Addressing violence and sexual abuse against women in Papua New Guinea

By Mouna Narara For many women in Papua New Guinea (PNG), violence and abuse are part of their daily lives. Domestic and sexual violence are reported to the cause of many homicides occurring in PNG. The incidence of violence and abuse happens to be a common trend where in many instances, women fall victim to men’s abusive behaviour and actions. PNG’s former Health Minister, Michael Malabag on 20 March 2019 reported, ‘almost 68% of women experience violence and abuses are worsening.’

Some people with very traditional beliefs think they have the right to control their partner and that women aren’t equal to men.

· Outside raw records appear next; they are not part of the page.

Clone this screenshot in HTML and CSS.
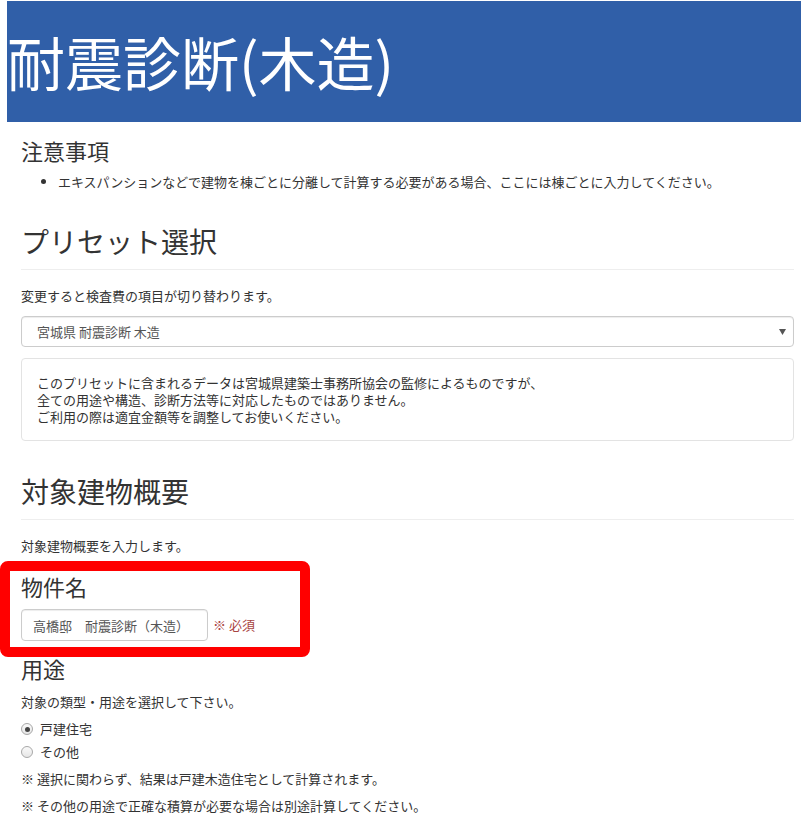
FILE: index.html
```html
<!DOCTYPE html>
<html lang="ja">
<head>
<meta charset="utf-8">
<title>耐震診断(木造)</title>
<link rel="stylesheet" href="styles.css">
</head>
<body>
<header class="banner">
  <h1 class="banner-title">耐震診断(木造)</h1>
</header>
<main class="content">
  <h3 class="sub-title">注意事項</h3>
  <ul class="notes">
    <li>エキスパンションなどで建物を棟ごとに分離して計算する必要がある場合、ここには棟ごとに入力してください。</li>
  </ul>

  <h2 class="section-title">プリセット選択</h2>
  <hr class="rule">
  <p class="help">変更すると検査費の項目が切り替わります。</p>
  <div class="select-box">
    <span class="select-text">宮城県 耐震診断 木造</span>
    <svg class="select-arrow" width="7" height="6" viewBox="0 0 7 6"><path d="M0 0H7L3.5 6Z" fill="#555"/></svg>
  </div>
  <div class="well">
    <div class="well-line">このプリセットに含まれるデータは宮城県建築士事務所協会の監修によるものですが、</div>
    <div class="well-line">全ての用途や構造、診断方法等に対応したものではありません。</div>
    <div class="well-line">ご利用の際は適宜金額等を調整してお使いください。</div>
  </div>

  <h2 class="section-title section-title-2">対象建物概要</h2>
  <hr class="rule">
  <p class="help">対象建物概要を入力します。</p>

  <div class="field-group">
    <h3 class="sub-title field-title">物件名</h3>
    <div class="field-row">
      <input class="text-input" type="text" value="高橋邸　耐震診断（木造）">
      <span class="required">※ 必須</span>
    </div>
    <div class="highlight"></div>
  </div>

  <h3 class="sub-title use-title">用途</h3>
  <p class="help help-tight">対象の類型・用途を選択して下さい。</p>
  <div class="radio-row"><span class="radio radio-checked"></span><span>戸建住宅</span></div>
  <div class="radio-row radio-row-2"><span class="radio"></span><span>その他</span></div>
  <p class="note">※ 選択に関わらず、結果は戸建木造住宅として計算されます。</p>
  <p class="note">※ その他の用途で正確な積算が必要な場合は別途計算してください。</p>
</main>
</body>
</html>
```

FILE: styles.css
```css
html, body {
  margin: 0;
  padding: 0;
  background: #fff;
}
body {
  font-family: "Noto Sans CJK JP", "Noto Sans", sans-serif;
  color: #333;
  font-size: 13px;
  line-height: 20px;
}
.banner {
  margin: 1px 0 0 7px;
  height: 121px;
  background: #305fa8;
  display: flex;
  align-items: center;
}
.banner-title {
  margin: 0;
  color: #fff;
  font-weight: 400;
  font-size: 58px;
  line-height: 70px;
  position: relative;
  top: -1px;
}
.content {
  padding: 0 7px 20px 21px;
}
.sub-title {
  margin: 13px 0 0;
  font-size: 22px;
  line-height: 30px;
  font-weight: 400;
}
.notes {
  margin: 7px 0 0;
  padding-left: 37px;
}
.notes li {
  font-size: 13px;
  line-height: 20px;
}
.section-title {
  margin: 29px 0 0;
  font-size: 28px;
  line-height: 40px;
  font-weight: 400;
}
.rule {
  margin: 8px 0 0;
  border: 0;
  border-top: 1px solid #eee;
  height: 0;
}
.help {
  margin: 16px 0 0;
}
.select-box {
  margin-top: 10px;
  height: 31px;
  box-sizing: border-box;
  border: 1px solid #ccc;
  border-radius: 4px;
  box-shadow: inset 0 1px 1px rgba(0,0,0,.075);
  display: flex;
  align-items: center;
  justify-content: space-between;
  padding: 0 7px 0 15px;
  color: #555;
}
.select-arrow {
  display: block;
}
.well {
  margin-top: 11px;
  border: 1px solid #e3e3e3;
  border-radius: 4px;
  padding: 15px 15px;
  color: #333;
}
.well-line {
  line-height: 17px;
}
.section-title-2 {
  margin-top: 30px;
}
.field-group {
  position: relative;
}
.field-title {
  margin-top: 15px;
}
.field-row {
  display: flex;
  align-items: center;
  gap: 5px;
  margin-top: 8px;
}
.text-input {
  width: 187px;
  height: 32px;
  box-sizing: border-box;
  border: 1px solid #ccc;
  border-radius: 4px;
  box-shadow: inset 0 1px 1px rgba(0,0,0,.075);
  padding: 0 11px;
  font-family: "Noto Sans CJK JP", "Noto Sans", sans-serif;
  font-size: 13px;
  color: #555;
  margin: 0;
}
.required {
  color: #a94442;
}
.highlight {
  position: absolute;
  left: -21px;
  top: -10px;
  width: 310px;
  height: 96px;
  box-sizing: border-box;
  border: 10px solid #ff0000;
  border-radius: 8px;
  pointer-events: none;
}
.use-title {
  margin-top: 12px;
}
.help-tight {
  margin-top: 9px;
}
.radio-row {
  display: flex;
  align-items: center;
  gap: 7px;
  margin-top: 7px;
}
.radio-row-2 {
  margin-top: 3px;
}
.radio {
  width: 12px;
  height: 12px;
  box-sizing: border-box;
  border: 1px solid #a8a8a8;
  border-radius: 50%;
  background: linear-gradient(#fafafa, #e6e6e6);
  display: inline-flex;
  align-items: center;
  justify-content: center;
}
.radio-checked::after {
  content: "";
  width: 5px;
  height: 5px;
  border-radius: 50%;
  background: #444;
}
.note {
  margin: 7px 0 0;
}
```
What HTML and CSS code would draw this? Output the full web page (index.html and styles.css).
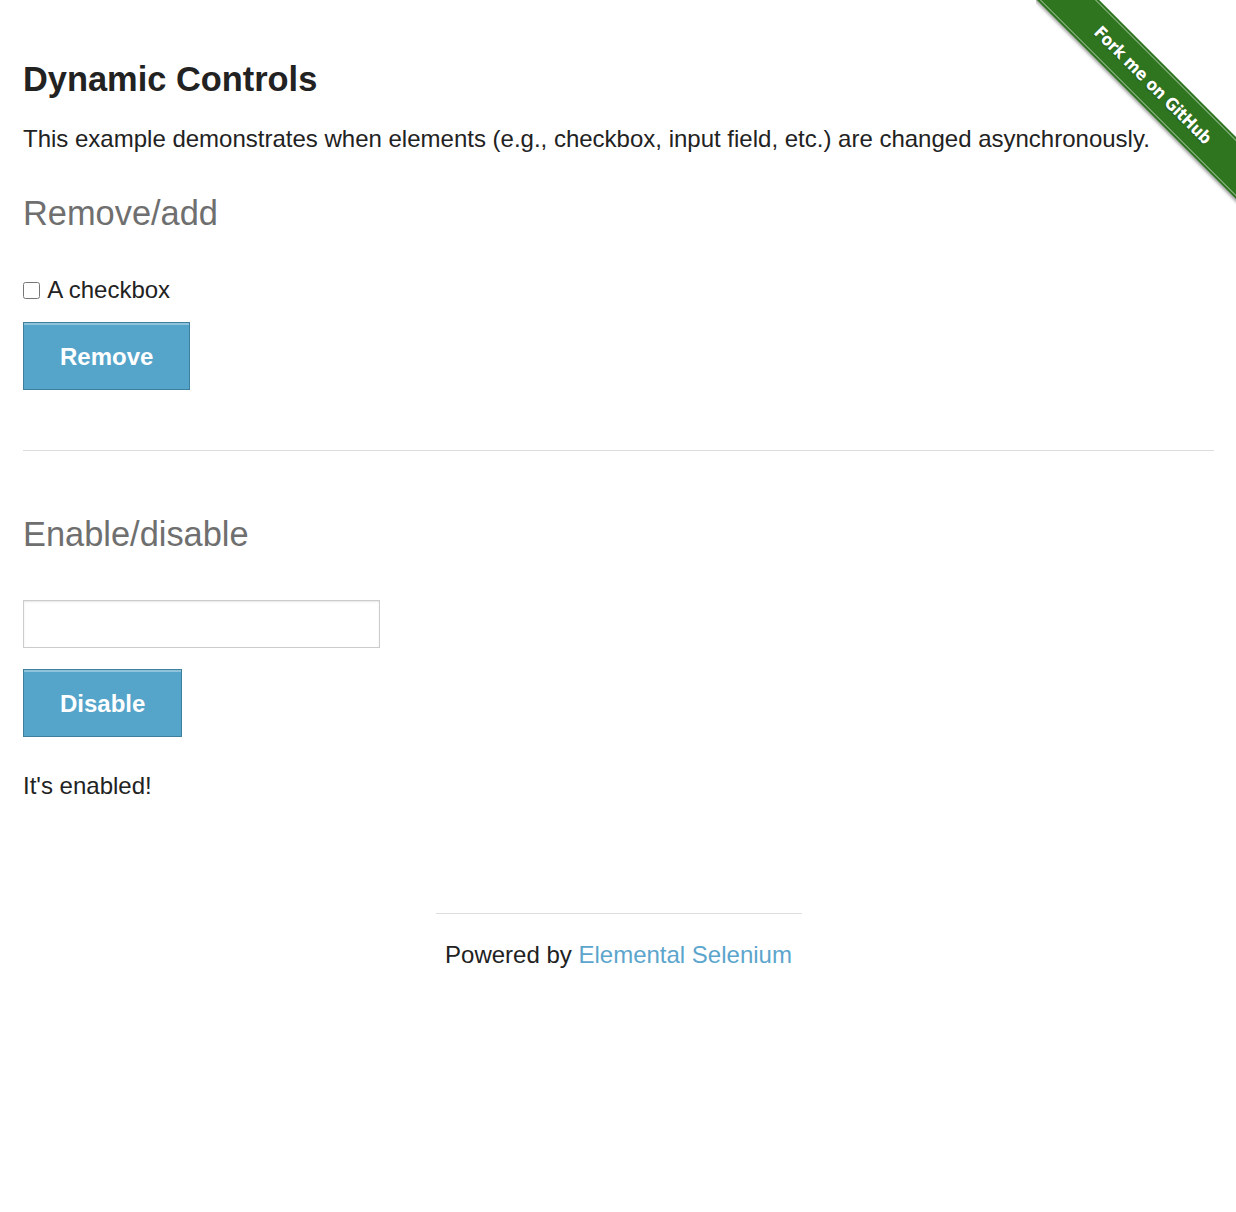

Many strategies have been adopted by the government over the years to deal with gender based violence. However, a recent Post Courier article, “Police report rise in homicide, sexual violence”, on 20 March 2019 suggests that not enough resources had been committed, and government and community support and attention is inadequate.

One reason for PNG’s failure in finding effective tactics to resolve violence is because the focus has been on addressing the consequences of violence, and ignoring the root causes of why it occurs. Priority should be on education and awareness about violence, rather than just jailing offenders.

To their credit, there are already a number of community initiatives and groups who focus on conducting public awareness and education on the causes of violence, its consequences, laws against it, and ways of preventing and resolving disputes. But more is needed.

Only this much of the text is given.